_TASK DESCRIPTION_: Can you pull out each line of the data below that includes the word "this"?
* Begin EXERCISE INPUTS *
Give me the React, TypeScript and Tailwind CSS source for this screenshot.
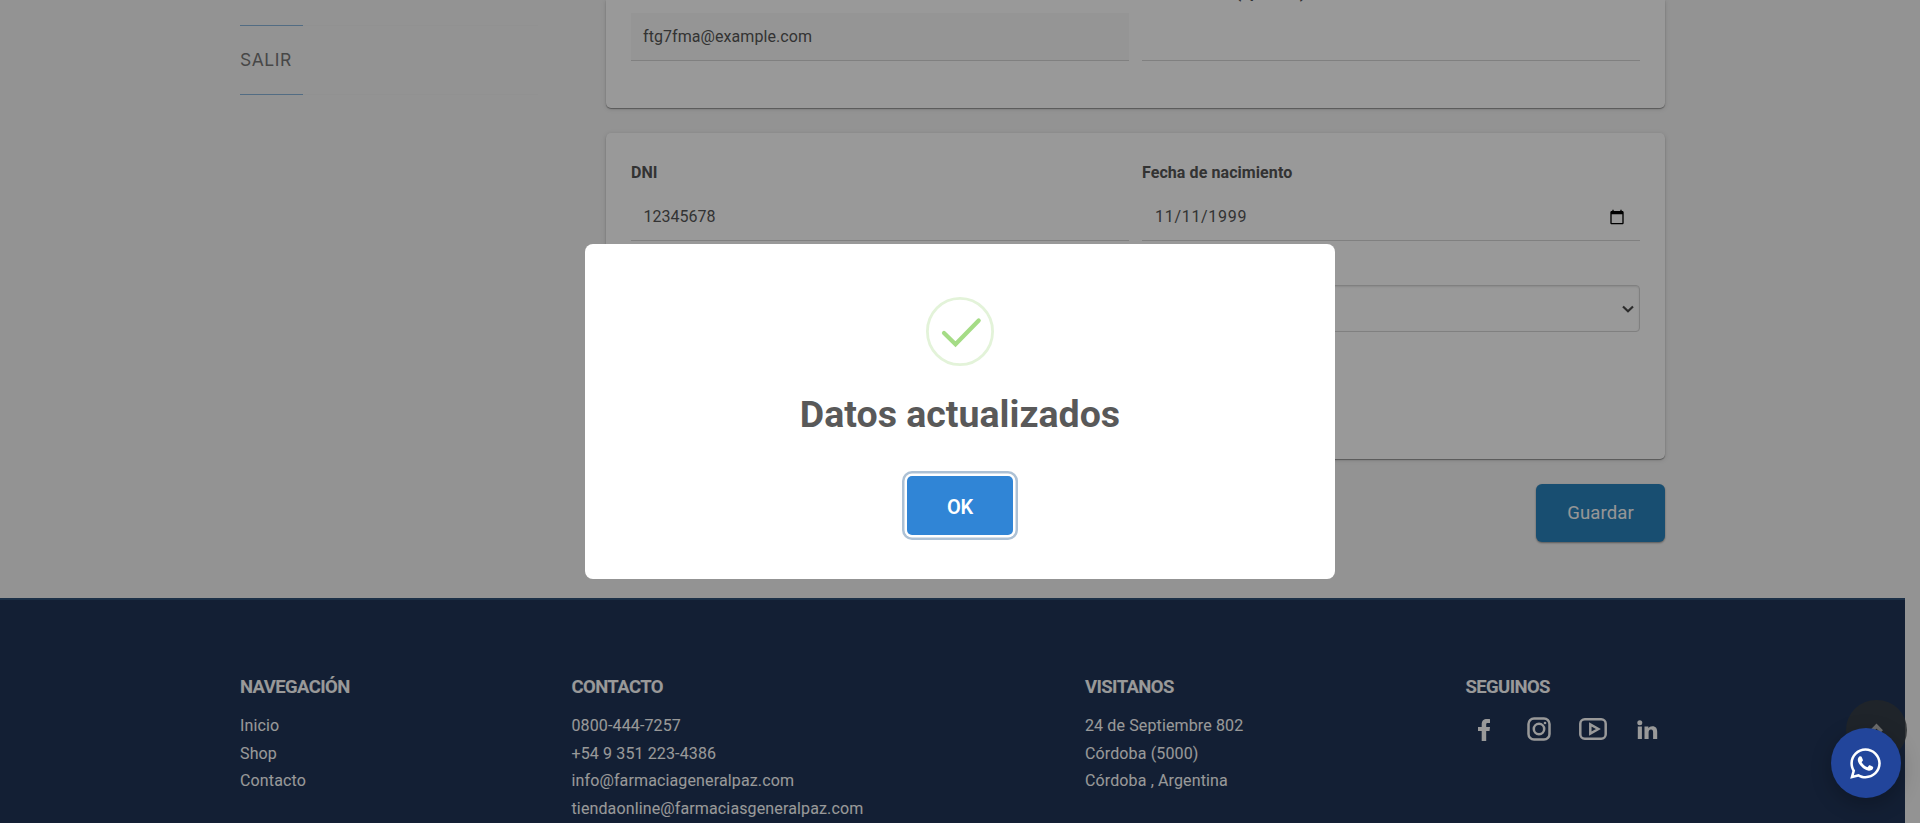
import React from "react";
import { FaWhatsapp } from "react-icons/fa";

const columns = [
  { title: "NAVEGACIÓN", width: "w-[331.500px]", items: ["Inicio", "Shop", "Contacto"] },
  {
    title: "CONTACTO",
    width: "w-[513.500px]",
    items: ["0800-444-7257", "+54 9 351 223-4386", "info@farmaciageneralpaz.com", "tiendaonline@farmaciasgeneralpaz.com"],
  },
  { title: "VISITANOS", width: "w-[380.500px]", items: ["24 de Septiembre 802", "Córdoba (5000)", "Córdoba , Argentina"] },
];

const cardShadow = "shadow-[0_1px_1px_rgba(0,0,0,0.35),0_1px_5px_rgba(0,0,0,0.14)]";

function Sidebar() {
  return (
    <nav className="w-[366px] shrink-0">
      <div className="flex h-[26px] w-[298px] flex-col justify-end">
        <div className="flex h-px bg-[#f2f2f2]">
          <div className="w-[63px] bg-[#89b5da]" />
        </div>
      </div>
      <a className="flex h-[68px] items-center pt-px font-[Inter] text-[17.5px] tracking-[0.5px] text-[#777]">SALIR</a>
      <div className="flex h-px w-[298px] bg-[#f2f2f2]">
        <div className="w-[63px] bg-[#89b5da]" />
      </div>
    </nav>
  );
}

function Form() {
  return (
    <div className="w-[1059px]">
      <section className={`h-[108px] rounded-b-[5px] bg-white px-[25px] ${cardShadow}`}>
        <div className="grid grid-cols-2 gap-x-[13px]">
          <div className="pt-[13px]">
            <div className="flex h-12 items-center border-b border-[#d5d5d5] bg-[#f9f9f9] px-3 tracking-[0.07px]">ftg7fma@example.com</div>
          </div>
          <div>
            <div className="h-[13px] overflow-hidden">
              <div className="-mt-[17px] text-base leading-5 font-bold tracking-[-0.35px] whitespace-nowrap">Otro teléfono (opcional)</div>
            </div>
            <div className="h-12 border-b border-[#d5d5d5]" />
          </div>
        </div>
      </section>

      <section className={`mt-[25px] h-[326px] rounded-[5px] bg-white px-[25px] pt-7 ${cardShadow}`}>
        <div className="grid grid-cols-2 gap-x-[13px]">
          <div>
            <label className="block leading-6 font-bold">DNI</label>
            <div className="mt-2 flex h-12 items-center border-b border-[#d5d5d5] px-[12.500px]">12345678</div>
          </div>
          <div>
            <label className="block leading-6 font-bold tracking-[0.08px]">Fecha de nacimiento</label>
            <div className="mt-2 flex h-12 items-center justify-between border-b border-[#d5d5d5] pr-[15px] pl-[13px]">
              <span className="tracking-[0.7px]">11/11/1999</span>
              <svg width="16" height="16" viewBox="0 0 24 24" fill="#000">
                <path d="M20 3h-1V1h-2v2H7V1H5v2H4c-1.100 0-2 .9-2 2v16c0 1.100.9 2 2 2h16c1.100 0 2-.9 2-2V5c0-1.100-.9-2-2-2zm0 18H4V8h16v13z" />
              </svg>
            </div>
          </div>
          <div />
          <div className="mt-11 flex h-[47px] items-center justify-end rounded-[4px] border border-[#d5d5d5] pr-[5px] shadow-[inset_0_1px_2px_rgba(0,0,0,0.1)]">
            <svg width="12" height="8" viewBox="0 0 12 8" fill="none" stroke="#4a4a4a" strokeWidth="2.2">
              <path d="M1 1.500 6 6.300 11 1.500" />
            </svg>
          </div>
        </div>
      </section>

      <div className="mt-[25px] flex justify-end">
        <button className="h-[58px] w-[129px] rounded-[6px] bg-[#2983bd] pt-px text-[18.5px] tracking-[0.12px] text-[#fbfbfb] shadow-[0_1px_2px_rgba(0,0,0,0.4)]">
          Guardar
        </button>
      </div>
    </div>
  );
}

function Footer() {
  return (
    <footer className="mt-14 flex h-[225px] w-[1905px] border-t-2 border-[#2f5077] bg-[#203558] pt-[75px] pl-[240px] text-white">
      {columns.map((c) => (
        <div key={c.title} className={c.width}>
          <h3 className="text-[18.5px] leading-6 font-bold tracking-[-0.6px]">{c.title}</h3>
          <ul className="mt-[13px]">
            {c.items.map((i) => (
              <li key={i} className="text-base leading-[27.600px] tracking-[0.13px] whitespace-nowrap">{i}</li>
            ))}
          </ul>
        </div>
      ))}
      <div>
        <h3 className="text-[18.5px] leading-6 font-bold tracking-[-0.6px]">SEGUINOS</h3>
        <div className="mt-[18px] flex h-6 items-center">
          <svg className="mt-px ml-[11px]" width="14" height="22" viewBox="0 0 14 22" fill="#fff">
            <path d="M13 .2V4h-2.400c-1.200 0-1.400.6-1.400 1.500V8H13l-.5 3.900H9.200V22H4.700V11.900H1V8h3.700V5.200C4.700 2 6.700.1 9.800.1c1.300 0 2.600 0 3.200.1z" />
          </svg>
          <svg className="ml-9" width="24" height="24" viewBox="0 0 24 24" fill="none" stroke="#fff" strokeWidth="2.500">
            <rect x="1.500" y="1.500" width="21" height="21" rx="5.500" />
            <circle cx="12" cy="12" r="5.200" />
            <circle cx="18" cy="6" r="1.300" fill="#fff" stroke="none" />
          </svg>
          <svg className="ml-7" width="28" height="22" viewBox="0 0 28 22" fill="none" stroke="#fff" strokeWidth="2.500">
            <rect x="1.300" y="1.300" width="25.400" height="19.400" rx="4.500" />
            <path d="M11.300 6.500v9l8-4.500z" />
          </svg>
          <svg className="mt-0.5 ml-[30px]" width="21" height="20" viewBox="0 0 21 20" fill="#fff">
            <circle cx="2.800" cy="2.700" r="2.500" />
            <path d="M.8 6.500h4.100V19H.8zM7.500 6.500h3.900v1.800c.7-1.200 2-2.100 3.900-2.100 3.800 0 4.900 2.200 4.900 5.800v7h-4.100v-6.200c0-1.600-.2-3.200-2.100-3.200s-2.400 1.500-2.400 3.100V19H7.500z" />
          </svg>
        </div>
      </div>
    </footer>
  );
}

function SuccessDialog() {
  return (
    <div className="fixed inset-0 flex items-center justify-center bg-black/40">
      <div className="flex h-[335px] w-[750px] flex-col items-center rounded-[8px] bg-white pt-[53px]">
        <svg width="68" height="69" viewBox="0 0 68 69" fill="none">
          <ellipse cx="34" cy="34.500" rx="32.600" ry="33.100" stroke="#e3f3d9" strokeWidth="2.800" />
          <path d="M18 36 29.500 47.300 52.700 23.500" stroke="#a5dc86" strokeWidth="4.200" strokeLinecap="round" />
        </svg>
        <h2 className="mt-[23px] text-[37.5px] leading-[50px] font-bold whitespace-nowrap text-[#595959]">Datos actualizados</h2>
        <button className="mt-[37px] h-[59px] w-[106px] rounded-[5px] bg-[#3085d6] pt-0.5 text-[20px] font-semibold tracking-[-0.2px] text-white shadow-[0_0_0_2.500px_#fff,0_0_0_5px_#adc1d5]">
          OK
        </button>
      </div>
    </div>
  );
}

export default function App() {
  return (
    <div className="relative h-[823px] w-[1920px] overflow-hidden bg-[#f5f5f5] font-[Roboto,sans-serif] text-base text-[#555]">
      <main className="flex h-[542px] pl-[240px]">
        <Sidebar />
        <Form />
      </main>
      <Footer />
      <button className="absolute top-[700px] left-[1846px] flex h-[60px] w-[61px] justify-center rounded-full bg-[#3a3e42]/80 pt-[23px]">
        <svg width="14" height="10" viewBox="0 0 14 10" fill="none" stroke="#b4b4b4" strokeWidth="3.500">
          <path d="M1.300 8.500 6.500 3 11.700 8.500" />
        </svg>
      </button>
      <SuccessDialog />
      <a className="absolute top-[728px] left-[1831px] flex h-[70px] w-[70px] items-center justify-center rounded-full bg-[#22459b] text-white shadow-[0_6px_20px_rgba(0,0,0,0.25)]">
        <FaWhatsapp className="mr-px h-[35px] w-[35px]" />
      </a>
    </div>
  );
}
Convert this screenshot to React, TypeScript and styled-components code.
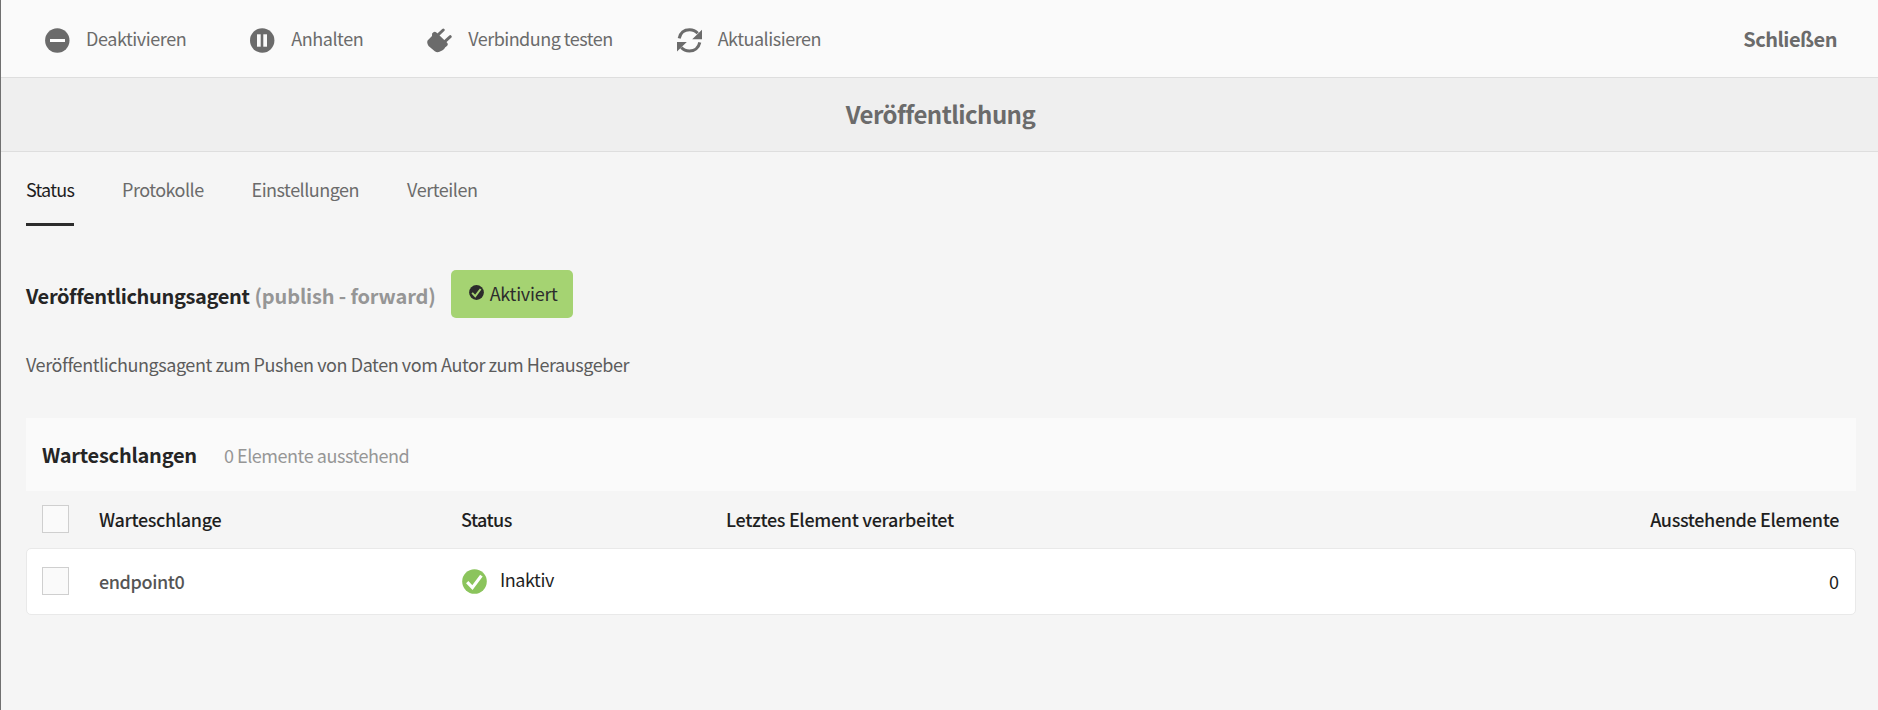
* End EXERCISE INPUTS *
_EXERCISE RESPONSE_:
Give me the React, TypeScript and Tailwind CSS source for this screenshot.
Convert this screenshot to React, TypeScript and styled-components code.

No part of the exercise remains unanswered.